→ **Problem to work on**
Set down each line of the data below exactly as it stands, dropping the pictures.

→ **Given data**
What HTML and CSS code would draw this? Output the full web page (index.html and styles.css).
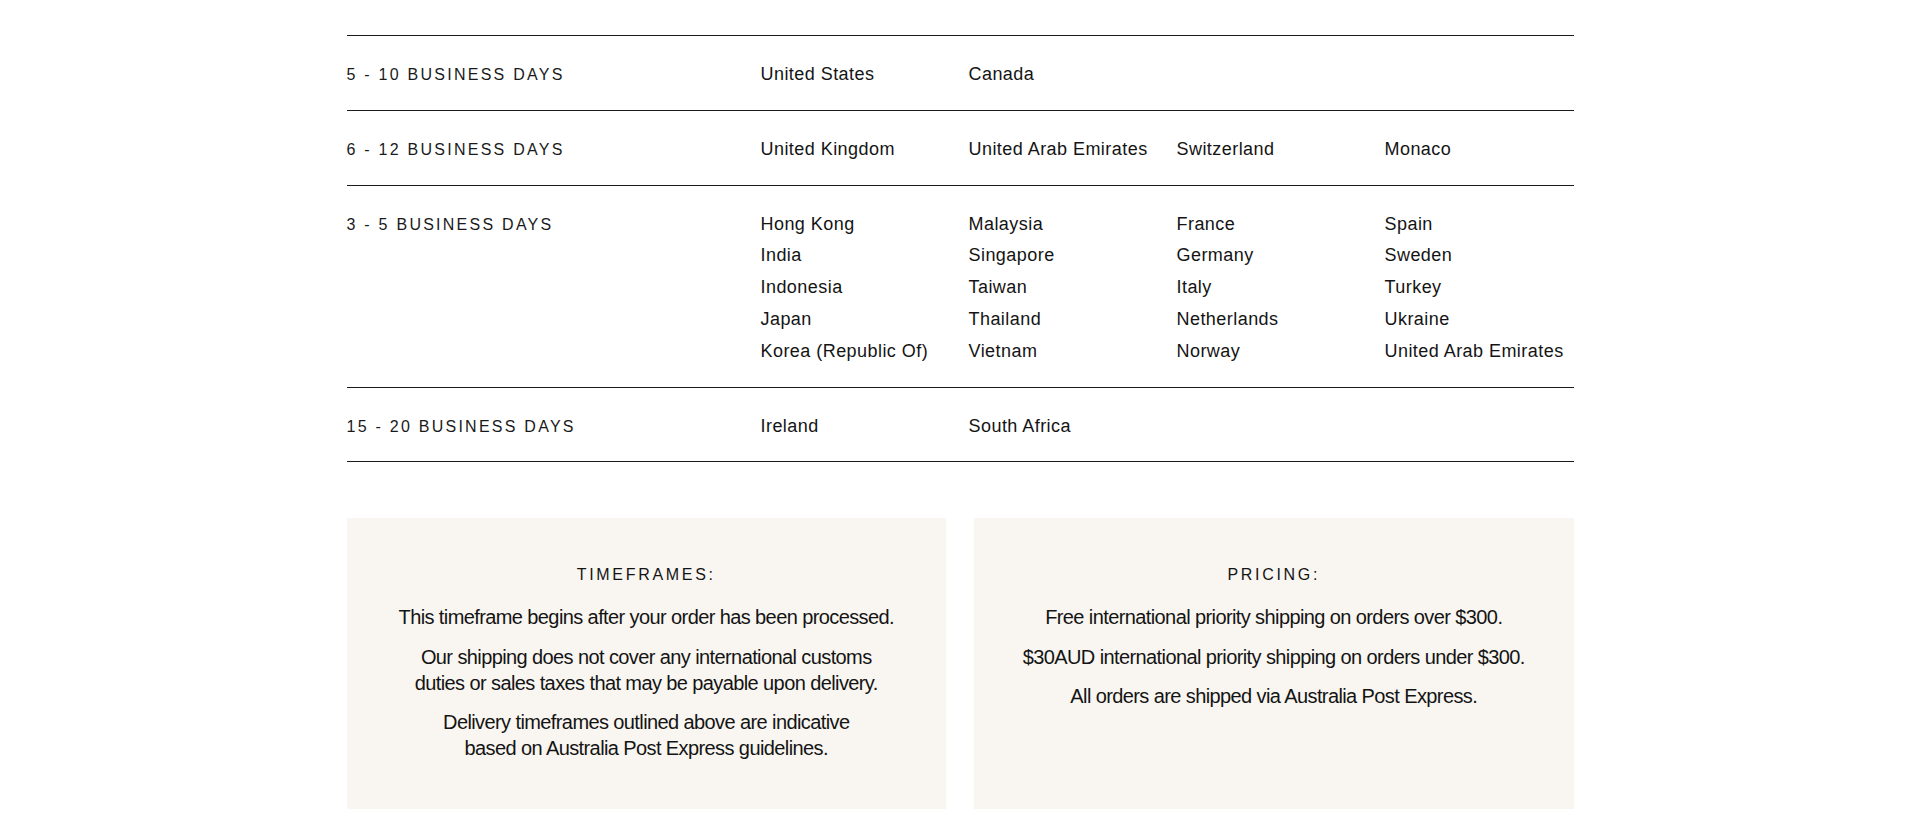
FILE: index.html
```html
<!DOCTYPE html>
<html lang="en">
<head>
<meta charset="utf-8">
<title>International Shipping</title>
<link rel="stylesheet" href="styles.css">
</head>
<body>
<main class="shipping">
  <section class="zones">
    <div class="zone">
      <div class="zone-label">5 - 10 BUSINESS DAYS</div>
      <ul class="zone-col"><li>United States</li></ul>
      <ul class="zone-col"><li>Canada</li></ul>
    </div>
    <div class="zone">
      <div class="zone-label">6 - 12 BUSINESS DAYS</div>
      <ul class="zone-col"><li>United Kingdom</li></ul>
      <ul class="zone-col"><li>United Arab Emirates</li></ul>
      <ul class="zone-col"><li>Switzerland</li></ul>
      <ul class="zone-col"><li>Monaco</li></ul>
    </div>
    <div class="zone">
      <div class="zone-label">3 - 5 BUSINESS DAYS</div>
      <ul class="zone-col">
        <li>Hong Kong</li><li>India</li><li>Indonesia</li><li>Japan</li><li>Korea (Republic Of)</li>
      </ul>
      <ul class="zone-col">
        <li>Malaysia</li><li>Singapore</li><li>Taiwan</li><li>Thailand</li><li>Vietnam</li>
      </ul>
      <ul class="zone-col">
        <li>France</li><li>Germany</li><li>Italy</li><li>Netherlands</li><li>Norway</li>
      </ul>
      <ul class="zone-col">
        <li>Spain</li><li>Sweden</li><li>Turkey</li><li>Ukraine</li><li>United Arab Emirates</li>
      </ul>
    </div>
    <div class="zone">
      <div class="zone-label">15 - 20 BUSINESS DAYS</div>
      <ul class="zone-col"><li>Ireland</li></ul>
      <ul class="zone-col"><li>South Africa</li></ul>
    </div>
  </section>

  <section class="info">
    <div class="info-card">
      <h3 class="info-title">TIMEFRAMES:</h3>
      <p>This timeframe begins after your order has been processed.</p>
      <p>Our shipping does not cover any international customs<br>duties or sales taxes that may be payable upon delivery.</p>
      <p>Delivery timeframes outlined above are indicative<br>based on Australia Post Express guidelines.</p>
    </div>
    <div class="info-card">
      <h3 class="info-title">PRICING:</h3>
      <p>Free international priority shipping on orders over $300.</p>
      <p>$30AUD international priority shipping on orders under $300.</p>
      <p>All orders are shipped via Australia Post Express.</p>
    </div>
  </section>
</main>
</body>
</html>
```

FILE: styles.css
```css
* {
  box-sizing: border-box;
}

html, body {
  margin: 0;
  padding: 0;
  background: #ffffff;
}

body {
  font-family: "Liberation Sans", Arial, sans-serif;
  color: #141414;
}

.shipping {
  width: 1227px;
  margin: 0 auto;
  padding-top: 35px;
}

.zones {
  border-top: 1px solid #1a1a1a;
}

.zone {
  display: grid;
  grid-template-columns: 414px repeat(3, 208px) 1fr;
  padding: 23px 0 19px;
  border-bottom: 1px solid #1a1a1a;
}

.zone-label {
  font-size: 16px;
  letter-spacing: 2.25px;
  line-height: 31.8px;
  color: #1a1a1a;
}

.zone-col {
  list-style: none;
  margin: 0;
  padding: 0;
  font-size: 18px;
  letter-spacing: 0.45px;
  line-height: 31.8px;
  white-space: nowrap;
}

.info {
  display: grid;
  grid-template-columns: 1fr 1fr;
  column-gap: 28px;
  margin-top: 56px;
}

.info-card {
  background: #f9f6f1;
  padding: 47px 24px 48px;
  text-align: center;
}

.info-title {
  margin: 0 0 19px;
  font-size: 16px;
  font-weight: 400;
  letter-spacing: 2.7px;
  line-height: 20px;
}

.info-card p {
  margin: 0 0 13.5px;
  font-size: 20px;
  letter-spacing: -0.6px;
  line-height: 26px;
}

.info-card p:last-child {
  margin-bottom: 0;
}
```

→ **Answer to the task**
What HTML and CSS code would draw this? Output the full web page (index.html and styles.css).
FILE: index.html
```html
<!DOCTYPE html>
<html lang="en">
<head>
<meta charset="utf-8">
<title>International Shipping</title>
<link rel="stylesheet" href="styles.css">
</head>
<body>
<main class="shipping">
  <section class="zones">
    <div class="zone">
      <div class="zone-label">5 - 10 BUSINESS DAYS</div>
      <ul class="zone-col"><li>United States</li></ul>
      <ul class="zone-col"><li>Canada</li></ul>
    </div>
    <div class="zone">
      <div class="zone-label">6 - 12 BUSINESS DAYS</div>
      <ul class="zone-col"><li>United Kingdom</li></ul>
      <ul class="zone-col"><li>United Arab Emirates</li></ul>
      <ul class="zone-col"><li>Switzerland</li></ul>
      <ul class="zone-col"><li>Monaco</li></ul>
    </div>
    <div class="zone">
      <div class="zone-label">3 - 5 BUSINESS DAYS</div>
      <ul class="zone-col">
        <li>Hong Kong</li><li>India</li><li>Indonesia</li><li>Japan</li><li>Korea (Republic Of)</li>
      </ul>
      <ul class="zone-col">
        <li>Malaysia</li><li>Singapore</li><li>Taiwan</li><li>Thailand</li><li>Vietnam</li>
      </ul>
      <ul class="zone-col">
        <li>France</li><li>Germany</li><li>Italy</li><li>Netherlands</li><li>Norway</li>
      </ul>
      <ul class="zone-col">
        <li>Spain</li><li>Sweden</li><li>Turkey</li><li>Ukraine</li><li>United Arab Emirates</li>
      </ul>
    </div>
    <div class="zone">
      <div class="zone-label">15 - 20 BUSINESS DAYS</div>
      <ul class="zone-col"><li>Ireland</li></ul>
      <ul class="zone-col"><li>South Africa</li></ul>
    </div>
  </section>

  <section class="info">
    <div class="info-card">
      <h3 class="info-title">TIMEFRAMES:</h3>
      <p>This timeframe begins after your order has been processed.</p>
      <p>Our shipping does not cover any international customs<br>duties or sales taxes that may be payable upon delivery.</p>
      <p>Delivery timeframes outlined above are indicative<br>based on Australia Post Express guidelines.</p>
    </div>
    <div class="info-card">
      <h3 class="info-title">PRICING:</h3>
      <p>Free international priority shipping on orders over $300.</p>
      <p>$30AUD international priority shipping on orders under $300.</p>
      <p>All orders are shipped via Australia Post Express.</p>
    </div>
  </section>
</main>
</body>
</html>
```

FILE: styles.css
```css
* {
  box-sizing: border-box;
}

html, body {
  margin: 0;
  padding: 0;
  background: #ffffff;
}

body {
  font-family: "Liberation Sans", Arial, sans-serif;
  color: #141414;
}

.shipping {
  width: 1227px;
  margin: 0 auto;
  padding-top: 35px;
}

.zones {
  border-top: 1px solid #1a1a1a;
}

.zone {
  display: grid;
  grid-template-columns: 414px repeat(3, 208px) 1fr;
  padding: 23px 0 19px;
  border-bottom: 1px solid #1a1a1a;
}

.zone-label {
  font-size: 16px;
  letter-spacing: 2.25px;
  line-height: 31.8px;
  color: #1a1a1a;
}

.zone-col {
  list-style: none;
  margin: 0;
  padding: 0;
  font-size: 18px;
  letter-spacing: 0.45px;
  line-height: 31.8px;
  white-space: nowrap;
}

.info {
  display: grid;
  grid-template-columns: 1fr 1fr;
  column-gap: 28px;
  margin-top: 56px;
}

.info-card {
  background: #f9f6f1;
  padding: 47px 24px 48px;
  text-align: center;
}

.info-title {
  margin: 0 0 19px;
  font-size: 16px;
  font-weight: 400;
  letter-spacing: 2.7px;
  line-height: 20px;
}

.info-card p {
  margin: 0 0 13.5px;
  font-size: 20px;
  letter-spacing: -0.6px;
  line-height: 26px;
}

.info-card p:last-child {
  margin-bottom: 0;
}
```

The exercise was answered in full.